Interface markup and scripts:
═══
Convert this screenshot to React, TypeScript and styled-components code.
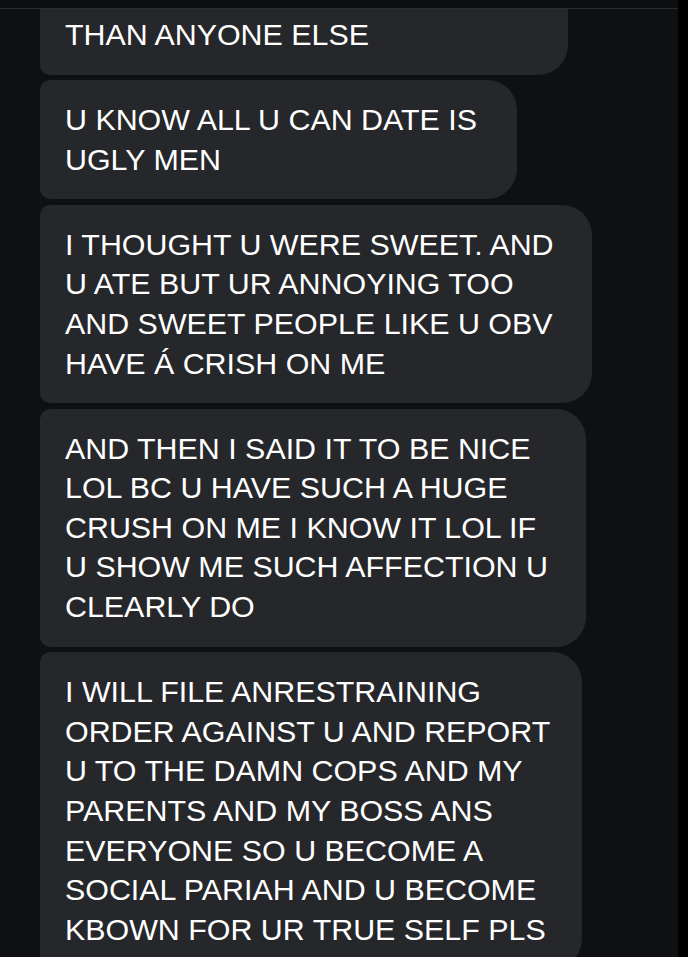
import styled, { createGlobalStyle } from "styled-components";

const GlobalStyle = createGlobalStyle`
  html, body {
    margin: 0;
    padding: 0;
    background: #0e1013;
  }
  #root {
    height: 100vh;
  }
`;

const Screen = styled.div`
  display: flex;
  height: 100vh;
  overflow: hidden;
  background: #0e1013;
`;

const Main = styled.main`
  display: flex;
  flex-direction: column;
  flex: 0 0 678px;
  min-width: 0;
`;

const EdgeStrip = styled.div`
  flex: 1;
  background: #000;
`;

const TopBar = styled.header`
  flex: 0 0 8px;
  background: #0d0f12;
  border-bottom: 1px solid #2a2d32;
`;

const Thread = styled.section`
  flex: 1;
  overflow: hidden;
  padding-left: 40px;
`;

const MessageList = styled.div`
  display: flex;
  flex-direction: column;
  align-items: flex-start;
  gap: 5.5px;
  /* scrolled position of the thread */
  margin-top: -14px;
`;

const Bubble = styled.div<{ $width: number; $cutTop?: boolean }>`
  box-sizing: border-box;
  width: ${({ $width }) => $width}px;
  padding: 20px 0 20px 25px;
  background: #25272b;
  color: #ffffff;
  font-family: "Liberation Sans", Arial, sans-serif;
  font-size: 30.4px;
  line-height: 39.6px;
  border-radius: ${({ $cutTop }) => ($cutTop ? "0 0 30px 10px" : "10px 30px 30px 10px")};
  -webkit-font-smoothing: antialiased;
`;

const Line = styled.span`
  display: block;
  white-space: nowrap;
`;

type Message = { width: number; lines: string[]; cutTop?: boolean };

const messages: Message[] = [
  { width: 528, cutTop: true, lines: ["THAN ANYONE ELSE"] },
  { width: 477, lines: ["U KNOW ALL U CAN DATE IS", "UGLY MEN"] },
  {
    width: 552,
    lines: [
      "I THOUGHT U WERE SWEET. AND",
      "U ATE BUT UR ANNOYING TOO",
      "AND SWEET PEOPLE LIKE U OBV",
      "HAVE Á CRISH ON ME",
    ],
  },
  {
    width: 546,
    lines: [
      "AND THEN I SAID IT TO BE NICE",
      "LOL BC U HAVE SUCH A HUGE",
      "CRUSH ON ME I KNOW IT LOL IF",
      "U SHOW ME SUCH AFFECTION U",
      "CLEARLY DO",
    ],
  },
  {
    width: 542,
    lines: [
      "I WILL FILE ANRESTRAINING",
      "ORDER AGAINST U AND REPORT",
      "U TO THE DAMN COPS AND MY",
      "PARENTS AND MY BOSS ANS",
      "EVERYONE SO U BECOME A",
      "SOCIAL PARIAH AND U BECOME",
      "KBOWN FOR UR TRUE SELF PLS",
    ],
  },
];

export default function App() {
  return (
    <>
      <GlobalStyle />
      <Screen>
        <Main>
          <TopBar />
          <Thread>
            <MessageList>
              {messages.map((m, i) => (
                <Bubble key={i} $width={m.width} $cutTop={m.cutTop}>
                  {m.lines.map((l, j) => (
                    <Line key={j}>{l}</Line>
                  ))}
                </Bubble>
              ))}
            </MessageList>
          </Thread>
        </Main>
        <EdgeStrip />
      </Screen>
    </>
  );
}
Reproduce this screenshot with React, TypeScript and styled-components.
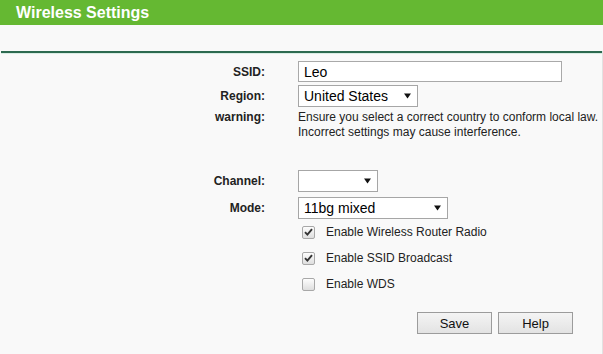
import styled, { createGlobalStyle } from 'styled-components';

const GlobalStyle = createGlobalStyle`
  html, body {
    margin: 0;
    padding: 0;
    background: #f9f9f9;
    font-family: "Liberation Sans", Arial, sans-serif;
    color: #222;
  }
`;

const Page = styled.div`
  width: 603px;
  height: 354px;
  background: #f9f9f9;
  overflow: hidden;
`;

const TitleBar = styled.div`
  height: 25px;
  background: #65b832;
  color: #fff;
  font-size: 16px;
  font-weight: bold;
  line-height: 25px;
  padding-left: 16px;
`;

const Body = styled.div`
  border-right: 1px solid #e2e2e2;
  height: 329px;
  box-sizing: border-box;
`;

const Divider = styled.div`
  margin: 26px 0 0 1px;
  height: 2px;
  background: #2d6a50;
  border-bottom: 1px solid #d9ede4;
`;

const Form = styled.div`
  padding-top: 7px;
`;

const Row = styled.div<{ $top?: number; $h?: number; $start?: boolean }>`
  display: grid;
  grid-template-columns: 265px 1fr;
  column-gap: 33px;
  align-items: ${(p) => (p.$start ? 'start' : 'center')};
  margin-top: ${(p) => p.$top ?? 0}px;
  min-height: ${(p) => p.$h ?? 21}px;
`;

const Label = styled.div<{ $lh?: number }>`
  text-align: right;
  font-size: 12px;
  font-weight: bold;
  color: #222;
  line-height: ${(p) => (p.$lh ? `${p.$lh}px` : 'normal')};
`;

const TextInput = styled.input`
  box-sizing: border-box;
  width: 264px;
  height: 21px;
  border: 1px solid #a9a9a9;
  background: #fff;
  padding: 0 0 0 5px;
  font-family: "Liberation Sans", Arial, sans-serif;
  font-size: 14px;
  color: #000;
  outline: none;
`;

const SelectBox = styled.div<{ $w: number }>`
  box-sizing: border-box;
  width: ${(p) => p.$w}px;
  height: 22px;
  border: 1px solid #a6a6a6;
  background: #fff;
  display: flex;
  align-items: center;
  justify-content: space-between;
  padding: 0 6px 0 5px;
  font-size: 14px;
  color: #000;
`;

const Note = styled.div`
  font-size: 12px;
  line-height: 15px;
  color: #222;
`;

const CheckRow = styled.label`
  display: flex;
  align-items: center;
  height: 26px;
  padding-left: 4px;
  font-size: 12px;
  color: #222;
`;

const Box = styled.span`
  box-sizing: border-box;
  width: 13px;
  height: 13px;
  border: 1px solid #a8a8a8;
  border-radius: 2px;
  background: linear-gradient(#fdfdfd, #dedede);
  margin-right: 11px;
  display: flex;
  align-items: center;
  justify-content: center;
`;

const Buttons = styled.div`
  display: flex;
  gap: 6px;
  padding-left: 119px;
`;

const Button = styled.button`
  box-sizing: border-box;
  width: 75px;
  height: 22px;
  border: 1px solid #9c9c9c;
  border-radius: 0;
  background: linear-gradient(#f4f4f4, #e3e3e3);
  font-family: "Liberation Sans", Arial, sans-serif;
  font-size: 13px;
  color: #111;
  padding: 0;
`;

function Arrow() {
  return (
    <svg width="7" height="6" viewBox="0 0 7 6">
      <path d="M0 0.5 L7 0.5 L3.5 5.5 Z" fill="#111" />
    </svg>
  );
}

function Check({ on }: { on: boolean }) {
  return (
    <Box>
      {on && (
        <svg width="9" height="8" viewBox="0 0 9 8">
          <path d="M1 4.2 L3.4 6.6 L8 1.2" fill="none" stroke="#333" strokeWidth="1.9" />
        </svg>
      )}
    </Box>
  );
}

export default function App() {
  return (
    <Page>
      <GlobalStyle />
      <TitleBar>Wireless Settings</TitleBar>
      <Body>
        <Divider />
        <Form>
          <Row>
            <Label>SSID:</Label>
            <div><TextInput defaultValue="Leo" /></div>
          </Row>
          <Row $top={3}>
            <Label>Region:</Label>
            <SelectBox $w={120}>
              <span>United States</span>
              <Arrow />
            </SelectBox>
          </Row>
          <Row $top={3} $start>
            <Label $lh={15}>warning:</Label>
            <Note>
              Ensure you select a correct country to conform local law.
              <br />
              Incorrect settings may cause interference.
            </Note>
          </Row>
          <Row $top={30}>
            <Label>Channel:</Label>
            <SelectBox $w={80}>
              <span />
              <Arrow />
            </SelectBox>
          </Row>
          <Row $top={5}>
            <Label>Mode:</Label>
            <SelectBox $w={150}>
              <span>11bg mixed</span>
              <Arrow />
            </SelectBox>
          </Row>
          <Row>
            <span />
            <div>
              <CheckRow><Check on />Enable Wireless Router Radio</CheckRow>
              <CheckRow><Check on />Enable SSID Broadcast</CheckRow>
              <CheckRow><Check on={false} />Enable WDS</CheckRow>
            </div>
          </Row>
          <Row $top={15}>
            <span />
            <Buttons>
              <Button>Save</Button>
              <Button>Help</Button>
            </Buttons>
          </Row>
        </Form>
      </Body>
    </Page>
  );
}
═══
Exercise details: From the listing above, collect every line that mentions the word "components".

The solution:
Convert this screenshot to React, TypeScript and styled-components code.
import styled, { createGlobalStyle } from "styled-components";
Reproduce this screenshot with React, TypeScript and styled-components.
import styled, { createGlobalStyle } from 'styled-components';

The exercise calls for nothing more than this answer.